REQUEST: Your answer must consist solely of the number of lines that contain the word "styles".

DATA TO USE:
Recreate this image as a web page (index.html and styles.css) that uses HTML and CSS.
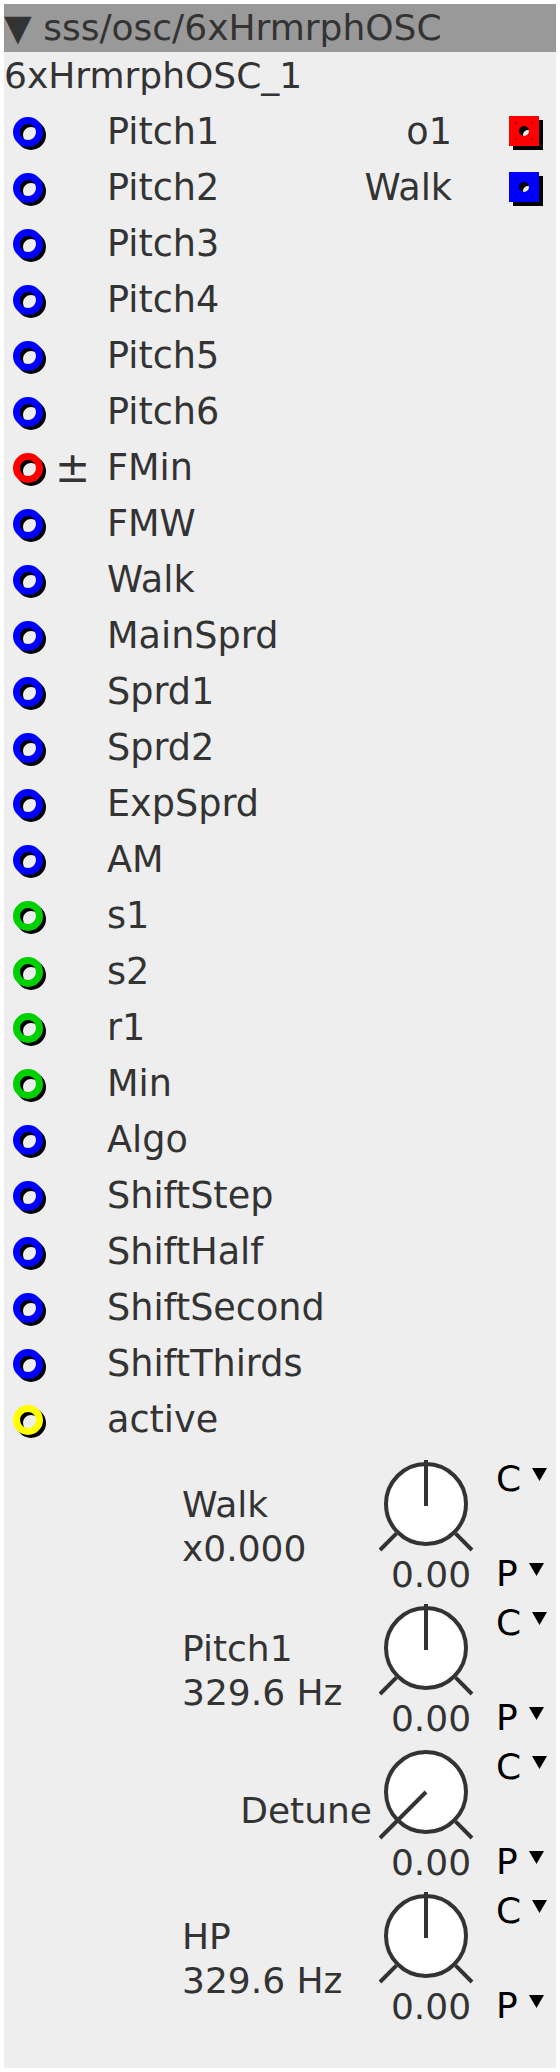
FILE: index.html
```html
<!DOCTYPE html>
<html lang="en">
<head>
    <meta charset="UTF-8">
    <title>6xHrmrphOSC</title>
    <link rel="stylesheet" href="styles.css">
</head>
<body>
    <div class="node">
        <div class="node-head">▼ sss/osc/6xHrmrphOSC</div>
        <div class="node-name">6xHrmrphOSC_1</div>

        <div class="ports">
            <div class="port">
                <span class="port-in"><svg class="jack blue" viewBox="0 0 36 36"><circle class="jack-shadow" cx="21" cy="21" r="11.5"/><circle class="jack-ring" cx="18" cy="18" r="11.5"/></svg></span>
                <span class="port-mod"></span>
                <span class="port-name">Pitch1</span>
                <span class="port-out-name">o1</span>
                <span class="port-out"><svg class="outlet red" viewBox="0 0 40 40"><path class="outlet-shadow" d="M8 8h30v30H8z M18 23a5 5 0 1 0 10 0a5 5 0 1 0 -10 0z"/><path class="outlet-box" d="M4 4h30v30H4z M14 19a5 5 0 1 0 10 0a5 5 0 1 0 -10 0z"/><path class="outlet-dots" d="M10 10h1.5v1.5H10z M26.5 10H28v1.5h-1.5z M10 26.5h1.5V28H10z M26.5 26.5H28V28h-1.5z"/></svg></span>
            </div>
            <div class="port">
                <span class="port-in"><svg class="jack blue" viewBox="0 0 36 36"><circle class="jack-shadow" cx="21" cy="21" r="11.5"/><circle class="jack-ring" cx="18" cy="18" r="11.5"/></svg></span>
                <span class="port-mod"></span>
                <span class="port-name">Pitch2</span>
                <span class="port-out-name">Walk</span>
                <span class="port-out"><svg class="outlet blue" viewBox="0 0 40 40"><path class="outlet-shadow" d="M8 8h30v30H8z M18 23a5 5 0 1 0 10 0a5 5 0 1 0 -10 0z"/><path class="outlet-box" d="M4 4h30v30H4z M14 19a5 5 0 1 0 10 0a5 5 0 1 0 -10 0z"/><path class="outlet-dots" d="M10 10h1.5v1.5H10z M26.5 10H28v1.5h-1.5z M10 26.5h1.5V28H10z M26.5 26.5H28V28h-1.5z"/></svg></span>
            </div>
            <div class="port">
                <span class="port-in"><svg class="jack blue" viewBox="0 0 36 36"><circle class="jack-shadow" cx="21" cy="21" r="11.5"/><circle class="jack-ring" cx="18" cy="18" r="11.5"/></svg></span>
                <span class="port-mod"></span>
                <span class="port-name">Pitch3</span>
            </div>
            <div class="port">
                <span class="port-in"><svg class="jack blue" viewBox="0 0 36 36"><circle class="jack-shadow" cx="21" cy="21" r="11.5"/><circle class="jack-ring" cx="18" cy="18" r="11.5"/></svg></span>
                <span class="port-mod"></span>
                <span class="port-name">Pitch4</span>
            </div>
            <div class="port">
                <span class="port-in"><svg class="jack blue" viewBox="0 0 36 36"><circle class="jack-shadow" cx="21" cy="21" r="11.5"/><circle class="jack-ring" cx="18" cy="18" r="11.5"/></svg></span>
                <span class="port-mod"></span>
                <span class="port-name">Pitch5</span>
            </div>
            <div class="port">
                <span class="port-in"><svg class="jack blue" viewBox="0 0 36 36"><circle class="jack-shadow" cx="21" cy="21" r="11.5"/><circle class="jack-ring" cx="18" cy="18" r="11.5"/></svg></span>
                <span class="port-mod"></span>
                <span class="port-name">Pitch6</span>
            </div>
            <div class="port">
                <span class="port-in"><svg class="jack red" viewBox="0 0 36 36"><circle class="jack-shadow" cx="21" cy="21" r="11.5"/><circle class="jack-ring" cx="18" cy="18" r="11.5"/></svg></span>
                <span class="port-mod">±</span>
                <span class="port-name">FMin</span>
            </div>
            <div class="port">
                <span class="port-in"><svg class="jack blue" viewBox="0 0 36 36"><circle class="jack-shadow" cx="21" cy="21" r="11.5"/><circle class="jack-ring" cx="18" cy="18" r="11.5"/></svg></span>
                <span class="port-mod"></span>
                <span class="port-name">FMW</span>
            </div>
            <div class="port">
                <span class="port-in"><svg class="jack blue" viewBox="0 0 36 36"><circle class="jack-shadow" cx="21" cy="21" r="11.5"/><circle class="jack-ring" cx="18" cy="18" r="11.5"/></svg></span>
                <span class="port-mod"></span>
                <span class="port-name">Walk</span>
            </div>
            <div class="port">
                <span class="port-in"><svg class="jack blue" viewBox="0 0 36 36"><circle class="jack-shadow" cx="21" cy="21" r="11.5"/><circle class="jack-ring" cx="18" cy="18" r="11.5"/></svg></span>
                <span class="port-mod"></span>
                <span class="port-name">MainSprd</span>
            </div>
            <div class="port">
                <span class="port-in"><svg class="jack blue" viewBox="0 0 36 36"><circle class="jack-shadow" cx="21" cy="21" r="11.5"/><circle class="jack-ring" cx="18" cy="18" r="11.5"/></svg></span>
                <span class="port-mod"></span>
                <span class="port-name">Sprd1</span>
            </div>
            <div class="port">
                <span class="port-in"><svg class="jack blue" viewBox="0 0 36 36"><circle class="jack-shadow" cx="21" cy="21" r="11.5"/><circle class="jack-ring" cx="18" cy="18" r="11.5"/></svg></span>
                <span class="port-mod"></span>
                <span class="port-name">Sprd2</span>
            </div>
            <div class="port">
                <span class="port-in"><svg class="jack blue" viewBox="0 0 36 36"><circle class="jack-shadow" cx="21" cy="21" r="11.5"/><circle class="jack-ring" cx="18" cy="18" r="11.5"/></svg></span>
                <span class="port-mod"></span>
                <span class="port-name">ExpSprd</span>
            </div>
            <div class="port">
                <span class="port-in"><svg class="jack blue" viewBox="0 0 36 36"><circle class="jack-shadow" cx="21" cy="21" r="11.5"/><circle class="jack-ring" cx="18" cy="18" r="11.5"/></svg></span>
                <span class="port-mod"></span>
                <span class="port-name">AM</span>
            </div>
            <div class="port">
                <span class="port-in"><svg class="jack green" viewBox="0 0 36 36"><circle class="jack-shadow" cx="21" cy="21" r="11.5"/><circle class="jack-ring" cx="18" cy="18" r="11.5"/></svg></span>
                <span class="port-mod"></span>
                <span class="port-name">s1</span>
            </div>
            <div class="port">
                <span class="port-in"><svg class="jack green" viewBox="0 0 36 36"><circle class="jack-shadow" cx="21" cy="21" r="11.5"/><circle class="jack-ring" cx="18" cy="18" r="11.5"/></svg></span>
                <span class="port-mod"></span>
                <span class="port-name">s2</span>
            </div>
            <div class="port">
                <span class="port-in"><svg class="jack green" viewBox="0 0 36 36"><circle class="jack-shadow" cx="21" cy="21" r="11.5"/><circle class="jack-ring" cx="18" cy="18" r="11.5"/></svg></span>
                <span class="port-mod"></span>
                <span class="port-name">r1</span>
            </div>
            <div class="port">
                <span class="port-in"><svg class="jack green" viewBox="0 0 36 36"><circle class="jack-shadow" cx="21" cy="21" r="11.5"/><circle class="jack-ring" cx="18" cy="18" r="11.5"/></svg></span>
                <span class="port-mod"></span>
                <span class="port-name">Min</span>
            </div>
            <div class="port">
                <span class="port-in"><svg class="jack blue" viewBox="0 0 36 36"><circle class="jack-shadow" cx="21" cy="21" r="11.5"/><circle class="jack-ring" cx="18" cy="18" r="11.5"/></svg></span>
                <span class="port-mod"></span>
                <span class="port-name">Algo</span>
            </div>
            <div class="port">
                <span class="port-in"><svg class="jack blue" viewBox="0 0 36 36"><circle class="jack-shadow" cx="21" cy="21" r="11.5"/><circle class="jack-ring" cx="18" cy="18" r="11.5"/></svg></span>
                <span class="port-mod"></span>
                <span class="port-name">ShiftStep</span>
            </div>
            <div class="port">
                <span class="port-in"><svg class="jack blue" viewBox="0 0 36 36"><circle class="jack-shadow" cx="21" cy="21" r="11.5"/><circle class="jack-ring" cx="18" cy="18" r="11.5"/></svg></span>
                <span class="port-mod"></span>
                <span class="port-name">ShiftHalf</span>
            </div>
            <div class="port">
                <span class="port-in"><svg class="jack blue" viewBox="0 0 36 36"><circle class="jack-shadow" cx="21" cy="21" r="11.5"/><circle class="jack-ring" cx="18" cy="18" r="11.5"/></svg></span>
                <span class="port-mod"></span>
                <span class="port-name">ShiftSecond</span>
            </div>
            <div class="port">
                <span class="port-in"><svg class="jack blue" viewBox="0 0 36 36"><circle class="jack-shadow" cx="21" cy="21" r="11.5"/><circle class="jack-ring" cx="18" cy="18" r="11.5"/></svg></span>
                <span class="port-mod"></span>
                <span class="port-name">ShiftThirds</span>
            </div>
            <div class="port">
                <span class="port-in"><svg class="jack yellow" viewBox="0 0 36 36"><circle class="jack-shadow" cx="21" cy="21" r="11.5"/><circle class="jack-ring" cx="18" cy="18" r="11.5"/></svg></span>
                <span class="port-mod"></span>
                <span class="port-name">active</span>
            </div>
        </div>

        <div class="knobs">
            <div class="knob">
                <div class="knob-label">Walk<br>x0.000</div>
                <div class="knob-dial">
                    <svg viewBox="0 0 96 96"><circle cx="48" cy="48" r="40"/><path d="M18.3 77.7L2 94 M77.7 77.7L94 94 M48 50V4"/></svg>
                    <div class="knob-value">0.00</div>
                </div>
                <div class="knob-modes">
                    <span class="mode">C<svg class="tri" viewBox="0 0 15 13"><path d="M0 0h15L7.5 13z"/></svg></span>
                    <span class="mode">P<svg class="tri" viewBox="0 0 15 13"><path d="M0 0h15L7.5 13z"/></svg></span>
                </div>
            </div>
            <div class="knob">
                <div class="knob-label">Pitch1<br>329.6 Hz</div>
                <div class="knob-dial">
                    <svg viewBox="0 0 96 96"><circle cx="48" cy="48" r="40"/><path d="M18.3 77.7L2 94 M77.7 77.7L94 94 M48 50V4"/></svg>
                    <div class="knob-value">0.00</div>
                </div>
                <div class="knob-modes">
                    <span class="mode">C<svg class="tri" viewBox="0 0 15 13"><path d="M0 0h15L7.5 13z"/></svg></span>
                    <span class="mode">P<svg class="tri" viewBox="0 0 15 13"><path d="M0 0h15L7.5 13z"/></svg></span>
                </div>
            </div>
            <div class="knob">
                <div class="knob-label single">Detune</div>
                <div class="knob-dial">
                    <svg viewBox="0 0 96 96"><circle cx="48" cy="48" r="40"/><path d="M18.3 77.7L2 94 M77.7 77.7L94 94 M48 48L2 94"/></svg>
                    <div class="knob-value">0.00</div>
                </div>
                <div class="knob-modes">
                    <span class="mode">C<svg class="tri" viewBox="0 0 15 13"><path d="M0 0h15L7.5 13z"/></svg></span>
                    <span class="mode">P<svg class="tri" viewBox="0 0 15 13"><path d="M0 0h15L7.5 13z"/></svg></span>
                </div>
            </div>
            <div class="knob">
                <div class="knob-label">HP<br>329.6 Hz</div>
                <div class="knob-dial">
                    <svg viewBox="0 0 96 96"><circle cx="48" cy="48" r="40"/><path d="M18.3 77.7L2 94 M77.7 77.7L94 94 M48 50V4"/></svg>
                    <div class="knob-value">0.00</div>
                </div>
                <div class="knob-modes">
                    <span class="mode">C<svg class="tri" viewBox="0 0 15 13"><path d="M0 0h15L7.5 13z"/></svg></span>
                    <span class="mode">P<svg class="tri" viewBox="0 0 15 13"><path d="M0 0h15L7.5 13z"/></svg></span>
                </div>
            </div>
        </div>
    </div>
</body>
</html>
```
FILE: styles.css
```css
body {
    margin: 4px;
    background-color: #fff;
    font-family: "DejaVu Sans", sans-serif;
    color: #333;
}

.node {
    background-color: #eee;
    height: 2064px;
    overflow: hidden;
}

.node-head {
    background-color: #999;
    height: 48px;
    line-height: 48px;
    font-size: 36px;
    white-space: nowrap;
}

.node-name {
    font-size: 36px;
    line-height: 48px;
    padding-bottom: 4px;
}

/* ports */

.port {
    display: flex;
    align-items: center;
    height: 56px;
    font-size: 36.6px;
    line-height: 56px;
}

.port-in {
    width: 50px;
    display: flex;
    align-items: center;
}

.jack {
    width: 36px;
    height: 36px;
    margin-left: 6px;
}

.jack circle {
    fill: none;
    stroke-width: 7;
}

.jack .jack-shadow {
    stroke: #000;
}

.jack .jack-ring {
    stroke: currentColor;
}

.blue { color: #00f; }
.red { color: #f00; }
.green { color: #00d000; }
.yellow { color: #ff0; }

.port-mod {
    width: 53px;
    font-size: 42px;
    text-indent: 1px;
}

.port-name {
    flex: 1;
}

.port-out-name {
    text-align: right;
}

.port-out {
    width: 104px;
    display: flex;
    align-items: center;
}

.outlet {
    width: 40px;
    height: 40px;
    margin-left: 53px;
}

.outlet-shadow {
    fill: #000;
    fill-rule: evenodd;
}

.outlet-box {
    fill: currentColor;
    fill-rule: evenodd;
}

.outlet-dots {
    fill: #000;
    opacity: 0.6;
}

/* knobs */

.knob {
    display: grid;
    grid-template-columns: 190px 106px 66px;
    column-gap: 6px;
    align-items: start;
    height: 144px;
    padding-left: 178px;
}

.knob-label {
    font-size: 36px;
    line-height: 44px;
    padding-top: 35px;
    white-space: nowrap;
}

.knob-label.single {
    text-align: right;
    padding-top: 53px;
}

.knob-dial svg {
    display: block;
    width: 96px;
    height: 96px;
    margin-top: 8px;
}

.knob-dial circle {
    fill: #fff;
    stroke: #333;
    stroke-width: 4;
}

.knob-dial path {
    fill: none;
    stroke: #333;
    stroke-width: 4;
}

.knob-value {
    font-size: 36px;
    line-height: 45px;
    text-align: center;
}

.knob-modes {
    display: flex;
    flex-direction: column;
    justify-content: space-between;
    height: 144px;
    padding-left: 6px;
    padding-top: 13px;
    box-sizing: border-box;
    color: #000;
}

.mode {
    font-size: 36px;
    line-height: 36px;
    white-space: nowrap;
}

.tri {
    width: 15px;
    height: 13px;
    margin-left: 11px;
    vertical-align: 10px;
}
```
==
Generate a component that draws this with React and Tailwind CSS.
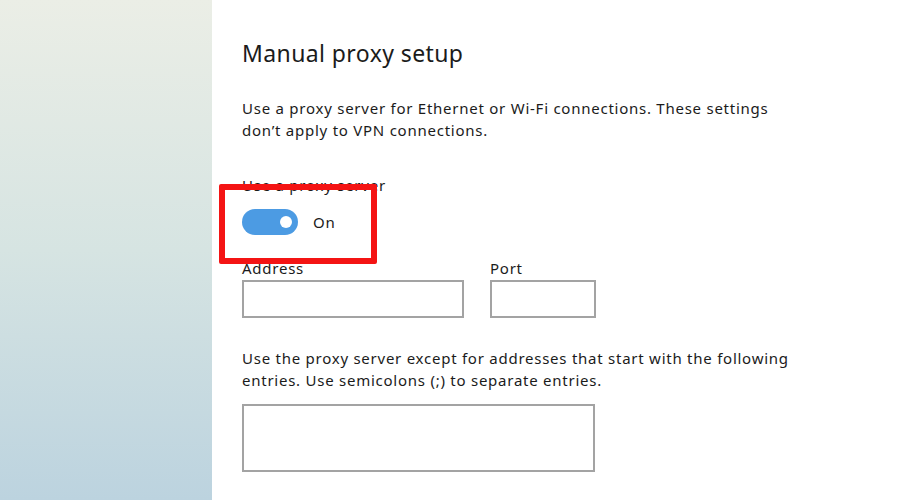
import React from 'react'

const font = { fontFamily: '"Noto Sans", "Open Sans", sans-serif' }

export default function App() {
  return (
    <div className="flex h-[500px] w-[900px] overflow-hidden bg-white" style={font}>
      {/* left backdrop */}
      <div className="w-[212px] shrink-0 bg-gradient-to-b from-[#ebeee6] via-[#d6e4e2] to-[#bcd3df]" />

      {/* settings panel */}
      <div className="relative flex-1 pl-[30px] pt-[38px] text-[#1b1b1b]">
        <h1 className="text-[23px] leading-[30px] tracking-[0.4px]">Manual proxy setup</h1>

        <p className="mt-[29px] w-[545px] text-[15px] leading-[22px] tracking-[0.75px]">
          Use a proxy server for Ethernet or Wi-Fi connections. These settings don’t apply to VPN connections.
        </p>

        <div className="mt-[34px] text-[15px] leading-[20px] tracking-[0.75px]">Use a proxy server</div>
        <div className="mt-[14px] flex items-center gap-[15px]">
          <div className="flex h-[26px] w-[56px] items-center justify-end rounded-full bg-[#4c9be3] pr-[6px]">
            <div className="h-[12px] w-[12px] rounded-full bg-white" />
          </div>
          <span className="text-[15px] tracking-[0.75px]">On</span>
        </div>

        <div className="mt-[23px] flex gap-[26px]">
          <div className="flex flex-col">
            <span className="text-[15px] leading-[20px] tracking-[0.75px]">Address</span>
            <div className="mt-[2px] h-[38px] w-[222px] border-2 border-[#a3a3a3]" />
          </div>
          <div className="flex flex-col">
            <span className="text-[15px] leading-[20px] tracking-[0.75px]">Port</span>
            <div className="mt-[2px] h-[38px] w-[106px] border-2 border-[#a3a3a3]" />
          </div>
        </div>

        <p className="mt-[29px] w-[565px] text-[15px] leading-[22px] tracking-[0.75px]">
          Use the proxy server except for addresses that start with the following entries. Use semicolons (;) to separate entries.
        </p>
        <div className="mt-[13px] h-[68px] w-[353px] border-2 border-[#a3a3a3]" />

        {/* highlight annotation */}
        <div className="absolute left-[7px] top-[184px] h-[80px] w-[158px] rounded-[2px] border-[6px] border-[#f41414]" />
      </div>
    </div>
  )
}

EXERCISE RESPONSE: 3